October 22, 2013
Smartphone and tablet users consume significant wireless data in nomadic and stationary locations. Some operators have decided to deliver mobile wireless service using not just cellular but WiFi radio systems. At the risk of over-generalizing to illustrate this trend, WiFi service is better than most 3G cellular systems for delivery of data. When compared, 3G cellular is better for establishing two-way, low latency services like voice calls. But the vast majority of mobile traffic is asymmetric and can be satisfied with low-cost WiFi. However, most service providers that have deployed LTE networks now seem satisfied to significantly reduce investment on WiFi. LTE is has higher throughout than 3G, but is also better than 802.11n WiFi, so this makes sense.
We have studied the Japanese WiFi capital spending trends over the past few years and find that WiFi spending was significant until the end of 2012, and then tailed off as LTE networks were brought online (see chart below). Was LTE spending the cause of the slowdown in WiFi spending? We think it was a major factor, yes. Other operators in different regions also pushed WiFi spending to a lower priority.
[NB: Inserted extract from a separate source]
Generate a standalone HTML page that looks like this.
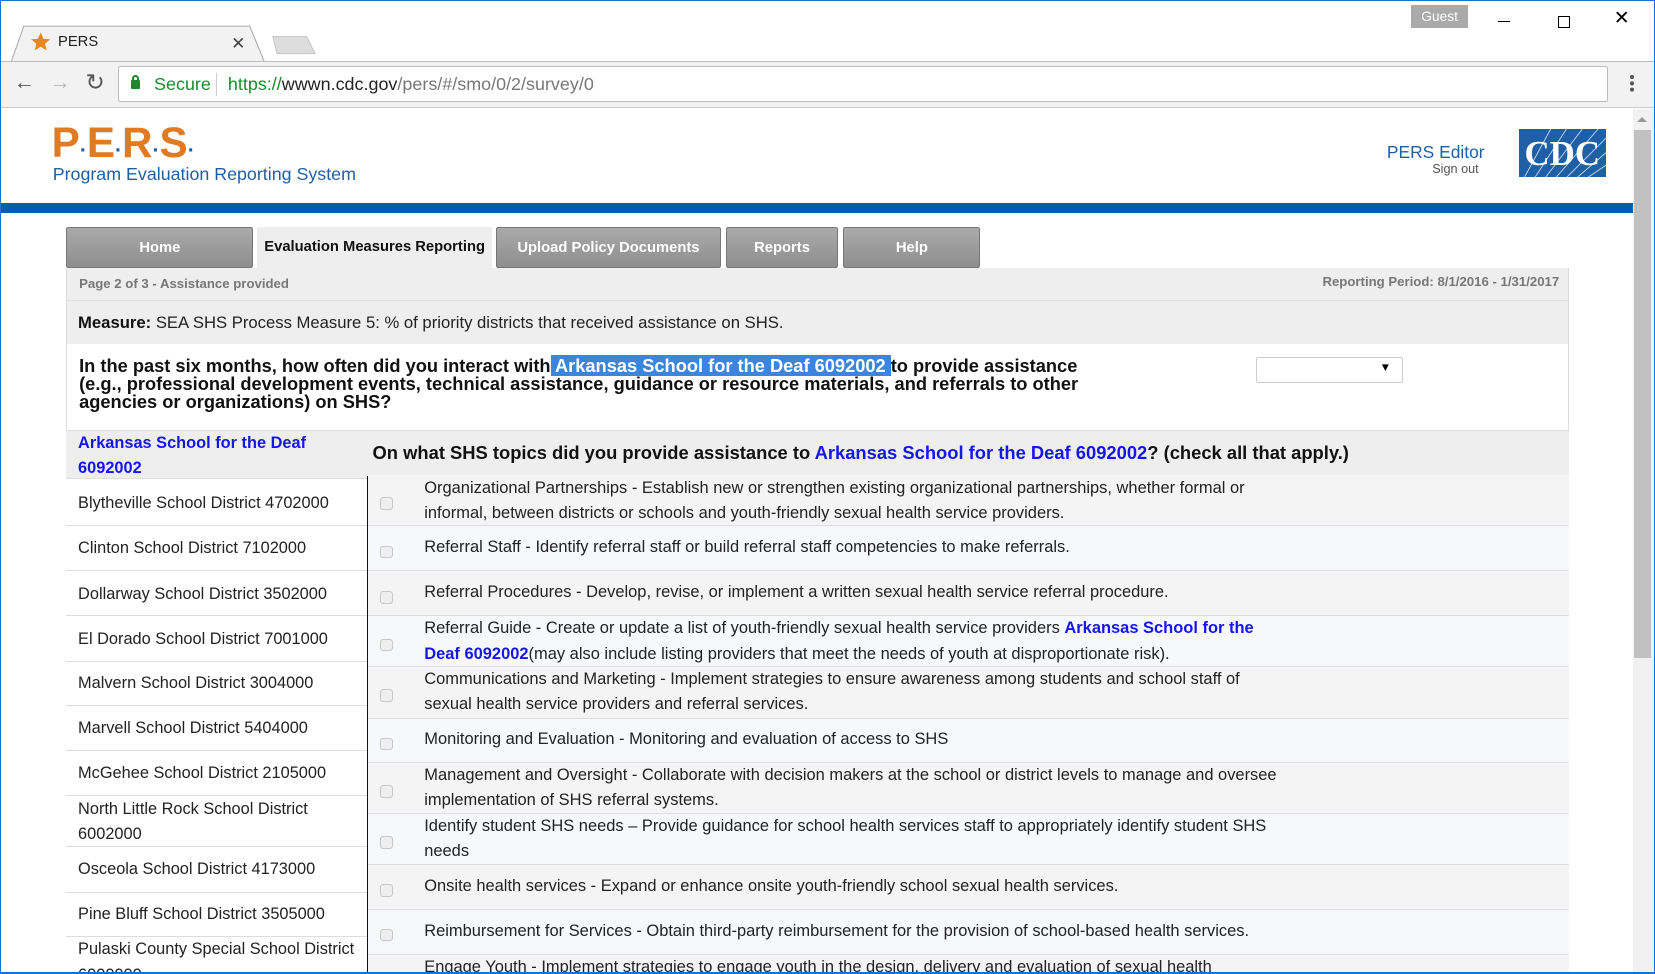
<!DOCTYPE html>
<html><head><meta charset="utf-8"><style>
*{margin:0;padding:0;box-sizing:border-box}
html,body{width:1655px;height:974px;overflow:hidden;background:#fff;font-family:"Liberation Sans",Arial,sans-serif}
#w{width:1568px;height:923px;zoom:1.05548;position:relative;overflow:hidden;border:1px solid #1a73c8;background:#fff}
.a{position:absolute}
.tabbar{left:0;top:0;width:1568px;height:57px;background:#fff}
.toolbar{left:0;top:57px;width:1568px;height:44px;background:#f2f2f2;border-top:1px solid #bbb;border-bottom:1px solid #ccc}
.row{position:absolute;left:348px;width:1138px;border-bottom:1px solid #ddd;font-size:15.6px;line-height:24px;color:#222}
.row .t{position:absolute;left:53px;width:880px}
.row .cb{position:absolute;left:11px;width:12px;height:12px;border:1px solid #c8c8c8;border-radius:3px;background:#eee}
.lr{position:absolute;left:62px;width:286px;border-bottom:1px solid #ddd;font-size:15.5px;line-height:24px;color:#222;padding-left:11px}
.blue{color:#1515ee;font-weight:bold}
.btn{position:absolute;top:214px;height:39px;background:linear-gradient(#aaa,#8e8e8e);border:1px solid #777;border-radius:2px;color:#fff;font-weight:bold;font-size:14px;text-align:center;line-height:38px}
</style></head><body><div id="w">
<div class="a tabbar"></div>
<svg class="a" style="left:8px;top:22px" width="290" height="36"><path d="M2 36 L14 2 L228 2 L242 36" fill="#f2f2f2" stroke="#aaa"/><path d="M250 12 L282 12 L290 28 L254 28 Z" fill="#ddd" stroke="#c8c8c8"/><path d="M30 8 l2.6 6 6.4 .5 -4.9 4.2 1.5 6.3 -5.6-3.4 -5.6 3.4 1.5-6.3 -4.9-4.2 6.4-.5z" fill="#e8871e"/></svg>
<div class="a" style="left:54px;top:31px;font-size:14px;color:#222">PERS</div>
<div class="a" style="left:218px;top:30px;font-size:16px;color:#444">✕</div>
<div class="a" style="left:1336px;top:4px;width:54px;height:22px;background:#aaa;color:#fff;font-size:13px;text-align:center;line-height:22px">Guest</div>
<div class="a" style="left:1418px;top:19px;width:12px;height:1px;background:#000"></div>
<div class="a" style="left:1475px;top:14px;width:12px;height:12px;border:1px solid #000"></div>
<div class="a" style="left:1528px;top:6px;font-size:18px;color:#000">✕</div>
<div class="a toolbar"></div>
<div class="a" style="left:12px;top:66px;font-size:20px;color:#555">←</div>
<div class="a" style="left:46px;top:66px;font-size:20px;color:#bbb">→</div>
<div class="a" style="left:80px;top:64px;font-size:22px;color:#555">↻</div>
<div class="a" style="left:111px;top:62px;width:1412px;height:34px;background:#fff;border:1px solid #bbb;border-radius:2px"></div>
<div class="a" style="left:123px;top:75px;width:9px;height:8px;background:#1a8a2e;border-radius:1px"></div>
<div class="a" style="left:124px;top:70px;width:7px;height:8px;border:2px solid #1a8a2e;border-radius:4px 4px 0 0"></div>
<div class="a" style="left:145px;top:69px;font-size:17px;color:#1a8a2e">Secure</div>
<div class="a" style="left:204px;top:68px;width:1px;height:22px;background:#ccc"></div>
<div class="a" style="left:215px;top:69px;font-size:17px;color:#777"><span style="color:#1a8a2e">https://</span><span style="color:#222">wwwn.cdc.gov</span>/pers/#/smo/0/2/survey/0</div>
<div class="a" style="left:1543px;top:70px;width:4px;height:4px;background:#555;border-radius:2px;box-shadow:0 6px 0 #555,0 12px 0 #555"></div>
<div class="a" style="left:1546px;top:102px;width:22px;height:821px;background:#f1f1f1"></div>
<div class="a" style="left:1547px;top:122px;width:16px;height:500px;background:#c1c1c1"></div>
<div class="a" style="left:1550px;top:110px;width:0;height:0;border-left:5px solid transparent;border-right:5px solid transparent;border-bottom:5px solid #999"></div>
<div class="a" style="left:48px;top:112px;font-size:40px;font-weight:bold;color:#e07b22;letter-spacing:0">P<span style="color:#1f5fa6;font-size:20px">·</span>E<span style="color:#1f5fa6;font-size:20px">·</span>R<span style="color:#1f5fa6;font-size:20px">·</span>S<span style="color:#1f5fa6;font-size:20px">·</span></div>
<div class="a" style="left:49px;top:154px;font-size:16.9px;color:#1f5fa6">Program Evaluation Reporting System</div>
<div class="a" style="left:1313px;top:134px;font-size:16.5px;color:#1f5fa6">PERS Editor</div>
<div class="a" style="left:1356px;top:153px;font-size:12px;color:#555">Sign out</div>
<svg class="a" style="left:1438px;top:121px" width="83" height="46"><rect width="83" height="46" fill="#1f5fa6"/><g stroke="#fff" stroke-width=".8" opacity=".8"><path d="M5 46 L30 0M15 46 L45 0M25 46 L60 0M35 46 L75 0M45 46 L83 8M55 46 L83 22M65 46 L83 34"/></g><text x="41" y="34" font-family="Liberation Serif,serif" font-weight="bold" font-size="33" fill="#fff" text-anchor="middle">CDC</text></svg>
<div class="a" style="left:0;top:191px;width:1546px;height:10px;background:#005eaa"></div>
<div class="a" style="left:62px;top:253px;width:1424px;height:670px;background:#eee;border-left:1px solid #ddd;border-right:1px solid #ddd"></div>
<div class="btn" style="left:62px;width:177px">Home</div>
<div class="a" style="left:243px;top:214px;width:222px;height:40px;background:#eee;font-size:14px;font-weight:bold;color:#111;text-align:center;line-height:38px">Evaluation Measures Reporting</div>
<div class="btn" style="left:469px;width:213px">Upload Policy Documents</div>
<div class="btn" style="left:687px;width:106px">Reports</div>
<div class="btn" style="left:798px;width:130px">Help</div>
<div class="a" style="left:74px;top:261px;font-size:12.5px;font-weight:bold;color:#777">Page 2 of 3 - Assistance provided</div>
<div class="a" style="left:1252px;top:259px;font-size:12.5px;font-weight:bold;color:#777">Reporting Period: 8/1/2016 - 1/31/2017</div>
<div class="a" style="left:62px;top:283px;width:1424px;height:1px;background:#ddd"></div>
<div class="a" style="left:73px;top:296px;font-size:15.8px;color:#222"><b style="color:#111">Measure:</b> SEA SHS Process Measure 5: % of priority districts that received assistance on SHS.</div>
<div class="a" style="left:63px;top:325px;width:1422px;height:82px;background:#fff;border-bottom:1px solid #ddd"></div>
<div class="a" style="left:74px;top:337px;font-size:17.3px;font-weight:bold;color:#111;line-height:17px">In the past six months, how often did you interact with<span style="background:#3b85e0;color:#fff"> Arkansas School for the Deaf 6092002 </span>to provide assistance<br>(e.g., professional development events, technical assistance, guidance or resource materials, and referrals to other<br>agencies or organizations) on SHS?</div>
<div class="a" style="left:1189px;top:337px;width:139px;height:25px;border:1px solid #ccc;border-radius:2px;background:#fff"><span style="position:absolute;right:10px;top:3px;font-size:11px">▼</span></div>
<div class="a" style="left:348px;top:407px;width:1138px;height:43px;background:#eee;border-bottom:1px solid #ddd"></div>
<div class="a" style="left:352px;top:418px;font-size:17.4px;font-weight:bold;color:#111">On what SHS topics did you provide assistance to <span style="color:#1515ee">Arkansas School for the Deaf 6092002</span>? (check all that apply.)</div>
<div class="lr" style="top:407px;height:46px;background:#eee;color:#1515ee;font-weight:bold;padding-top:0">Arkansas School for the Deaf<br>6092002</div>
<div class="lr" style="top:453px;height:44px;background:#fff;padding-top:11px">Blytheville School District 4702000</div>
<div class="lr" style="top:497px;height:43px;background:#fff;padding-top:10px">Clinton School District 7102000</div>
<div class="lr" style="top:540px;height:43px;background:#fff;padding-top:10px">Dollarway School District 3502000</div>
<div class="lr" style="top:583px;height:43px;background:#fff;padding-top:10px">El Dorado School District 7001000</div>
<div class="lr" style="top:626px;height:42px;background:#fff;padding-top:9px">Malvern School District 3004000</div>
<div class="lr" style="top:668px;height:43px;background:#fff;padding-top:9px">Marvell School District 5404000</div>
<div class="lr" style="top:711px;height:42px;background:#fff;padding-top:9px">McGehee School District 2105000</div>
<div class="lr" style="top:753px;height:49px;background:#fff;padding-top:1px">North Little Rock School District<br>6002000</div>
<div class="lr" style="top:802px;height:43px;background:#fff;padding-top:9px">Osceola School District 4173000</div>
<div class="lr" style="top:845px;height:42px;background:#fff;padding-top:9px">Pine Bluff School District 3505000</div>
<div class="lr" style="top:887px;height:48px;background:#fff;padding-top:0">Pulaski County Special School District<br>6000000</div>
<div class="a" style="left:347px;top:450px;width:1px;height:473px;background:#111"></div>
<div class="row" style="top:449px;height:48px;background:#f4f4f4"><div class="cb" style="top:21px"></div><div class="t" style="top:1px">Organizational Partnerships - Establish new or strengthen existing organizational partnerships, whether formal or<br>informal, between districts or schools and youth-friendly sexual health service providers.</div></div>
<div class="row" style="top:497px;height:43px;background:#f7f8fc"><div class="cb" style="top:19px"></div><div class="t" style="top:9px">Referral Staff - Identify referral staff or build referral staff competencies to make referrals.</div></div>
<div class="row" style="top:540px;height:43px;background:#f4f4f4"><div class="cb" style="top:19px"></div><div class="t" style="top:9px">Referral Procedures - Develop, revise, or implement a written sexual health service referral procedure.</div></div>
<div class="row" style="top:583px;height:48px;background:#f7f8fc"><div class="cb" style="top:21px"></div><div class="t" style="top:0">Referral Guide - Create or update a list of youth-friendly sexual health service providers <span class="blue">Arkansas School for the<br>Deaf 6092002</span>(may also include listing providers that meet the needs of youth at disproportionate risk).</div></div>
<div class="row" style="top:631px;height:49px;background:#f4f4f4"><div class="cb" style="top:21px"></div><div class="t" style="top:0">Communications and Marketing - Implement strategies to ensure awareness among students and school staff of<br>sexual health service providers and referral services.</div></div>
<div class="row" style="top:680px;height:42px;background:#f7f8fc"><div class="cb" style="top:18px"></div><div class="t" style="top:8px">Monitoring and Evaluation - Monitoring and evaluation of access to SHS</div></div>
<div class="row" style="top:722px;height:48px;background:#f4f4f4"><div class="cb" style="top:21px"></div><div class="t" style="top:0">Management and Oversight - Collaborate with decision makers at the school or district levels to manage and oversee<br>implementation of SHS referral systems.</div></div>
<div class="row" style="top:770px;height:49px;background:#f7f8fc"><div class="cb" style="top:21px"></div><div class="t" style="top:0">Identify student SHS needs – Provide guidance for school health services staff to appropriately identify student SHS<br>needs</div></div>
<div class="row" style="top:819px;height:42px;background:#f4f4f4"><div class="cb" style="top:18px"></div><div class="t" style="top:8px">Onsite health services - Expand or enhance onsite youth-friendly school sexual health services.</div></div>
<div class="row" style="top:861px;height:43px;background:#f7f8fc"><div class="cb" style="top:18px"></div><div class="t" style="top:9px">Reimbursement for Services - Obtain third-party reimbursement for the provision of school-based health services.</div></div>
<div class="row" style="top:904px;height:40px;background:#f4f4f4"><div class="t" style="top:0">Engage Youth - Implement strategies to engage youth in the design, delivery and evaluation of sexual health</div></div>
<div class="a" style="left:0;top:920px;width:1568px;height:3px;background:#1a73c8"></div>
</div></body></html>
Take for instance AT&T, which has dramatically ramped spending on LTE over the past year and a half, as it works to match LTE coverage with rival Verizon. At its peak a year ago, AT&T had around 60,000 WiFi hotspots, and has since lost the WiFi footprint at Starbucks to Google, and will soon have as little as half the number of hotspots.
We expect that as LTE usage becomes more widespread amongst the user bases of operators, WiFi deployment will pick back up. This is because of two primary advancements:
- Enterprise-class 802.11ac radio technology, which shipped in the month of June 2013, will be more competitive with LTE.
- Various authentication and prioritization systems are making their way into WiFi and core equipment in calendar 2013.
We are positive on the SP WiFi market and expect as much as half of paying customers’ traffic of both wireless and traditionally wireline operators will be satisfied with WiFi connections in the future.